South Asian women living in England are more likely to survive breast cancer than other women, Cancer Research UK scientists reveal.
Researchers also found that mortality rates in women of South Asian origin with breast cancer were up to 18 per cent lower than in non-South Asian women with the disease.
The study, published in the British Journal of Cancer, is the first to examine differences in breast cancer survival between ethnic groups in Britain. The findings will help doctors target their work towards people of different ethnic backgrounds and cultures.
Examining ethnic variation in cancer survival in the UK is difficult, as ethnicity is not often recorded on medical records. So Cancer Research UK scientist Dr Isabel dos Santos Silva and her colleagues, working at the London School of Hygiene and Tropical Medicine, used an established method of name analysis to identify patients of South Asian ethnicity in the Thames Cancer Registry.
The analysis showed that 10-year survival rates for women diagnosed with breast cancer were 73 per cent for South Asian women and 65 per cent for non-South Asians. After taking into account the baseline mortality of women of a similar age in the general population, South Asian women with breast cancer had 18% lower mortality than non-South Asian cases.
Dr dos Santos Silva, who led the research, says: “These findings complement previous studies showing that South Asian women are at lower risk of getting breast cancer than other women in England. Our new results suggest that South Asian women who develop breast cancer may also have better survival compared with non-South Asian cases.
“Further work will be need to confirm these findings and to explore the reasons behind them”, Dr dos Santos Silva says.
Until further work is done, scientists can only speculate on what could be causing any differences in survival.
“Possibilities worth exploring are ethnic differences in the biological characteristics of the cancer, factors such as diet and alcohol consumption, and access to and compliance with effective treatments. Many of the South Asian women in this study lived in or near central London – and their proximity to teaching hospitals offering the newest treatments might have been a factor”, she adds.
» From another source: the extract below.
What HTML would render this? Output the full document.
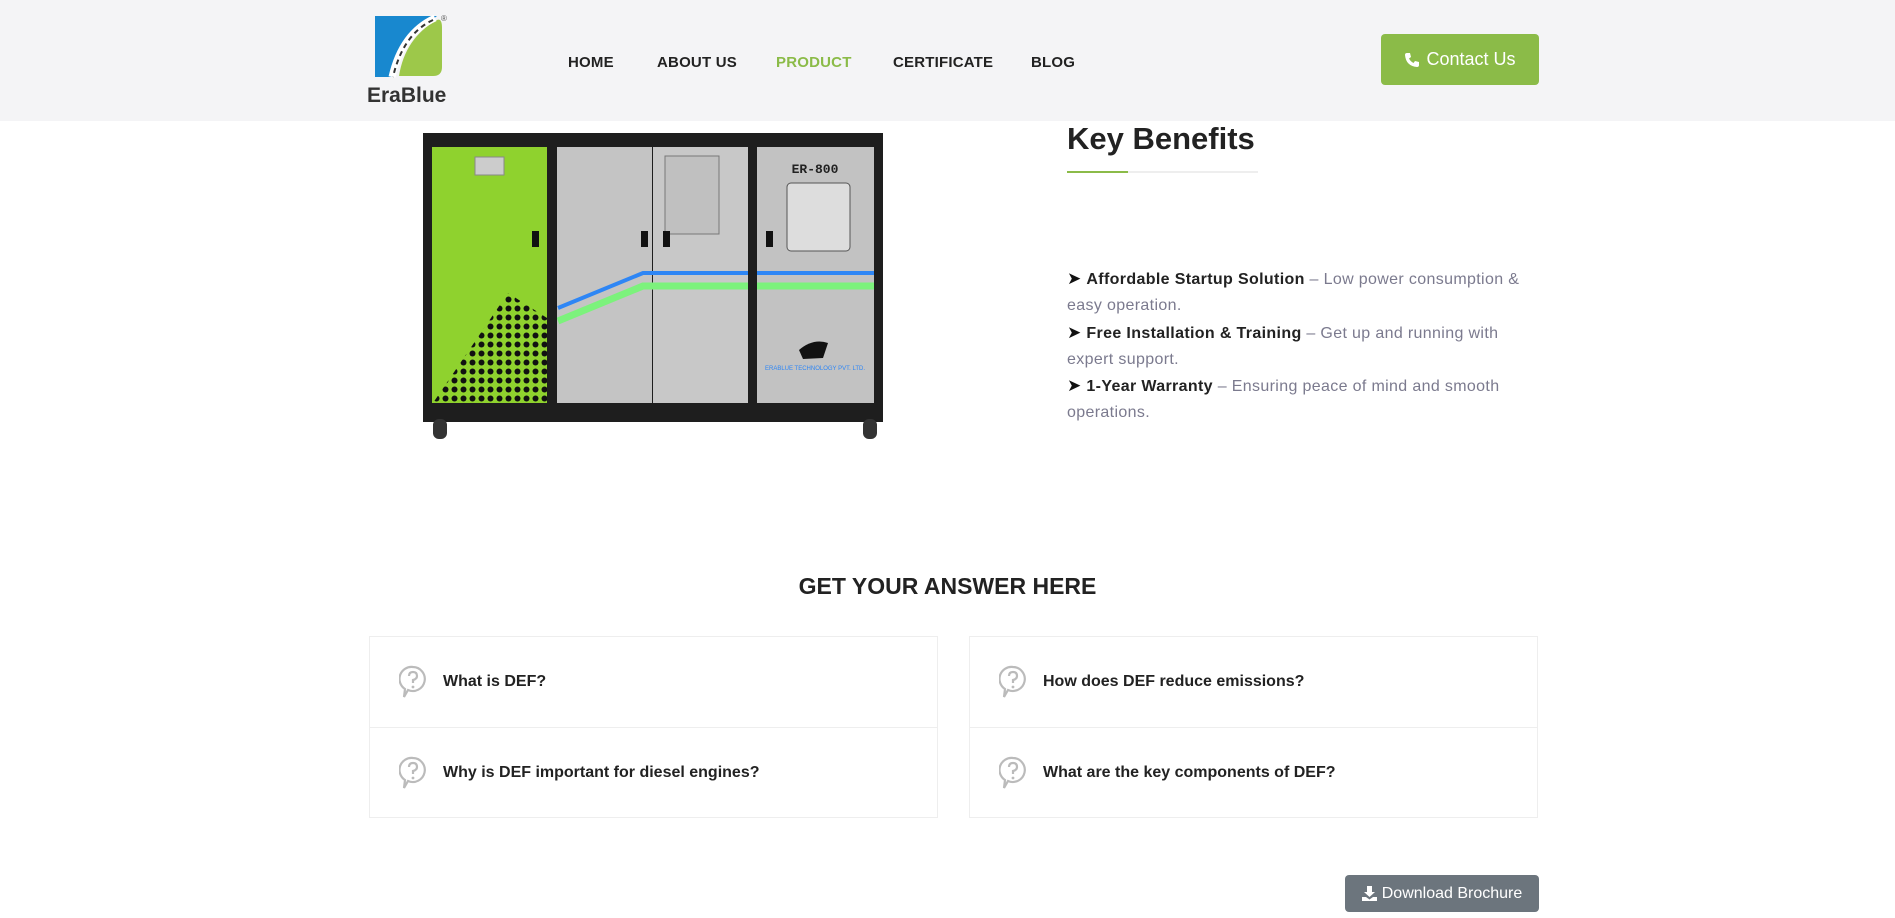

The findings don’t support those of previous studies suggesting that South Asian women, particularly Muslims, are less likely than other women to attend breast cancer screening or to go to their GPs if they note anything abnormal in their breasts. The new research shows that South Asian women in South East England are not presenting with more advanced breast cancer than non-South Asian women.
Dr dos Santos Silva says: “This study also emphasises that survival has improved in recent years in both ethnic groups, as a result of increasing breast cancer awareness, the advance of new treatments for breast cancer, and the introduction of the national breast screening programme.”
Dr Richard Sullivan, Head of Clinical Programmes at Cancer Research UK, which owns the British Journal of Cancer, says: “The study of ethnic variation in cancer survival has been neglected in the past. Ethnicity is often not recorded on medical records, so the data can be difficult to gather.
“Pinpointing what causes differing survival will be challenging work, but the knowledge yielded will enable doctors to tailor their work towards the needs of individual groups.”
The technique of using names of patients to define their ethnicity is based on the fact that the vast majority of Asian names are distinct. The team put the computer programme used to group the names through rigorous testing – including comparing its ability to identify South Asian names with the ability of a group of South Asian researchers to do the same.
The records of 51,238 women (1037 of them South Asian) with breast cancer were included in the analysis.
Cancer Research UK is Europe’s largest cancer charity and owns the British Journal of Cancer.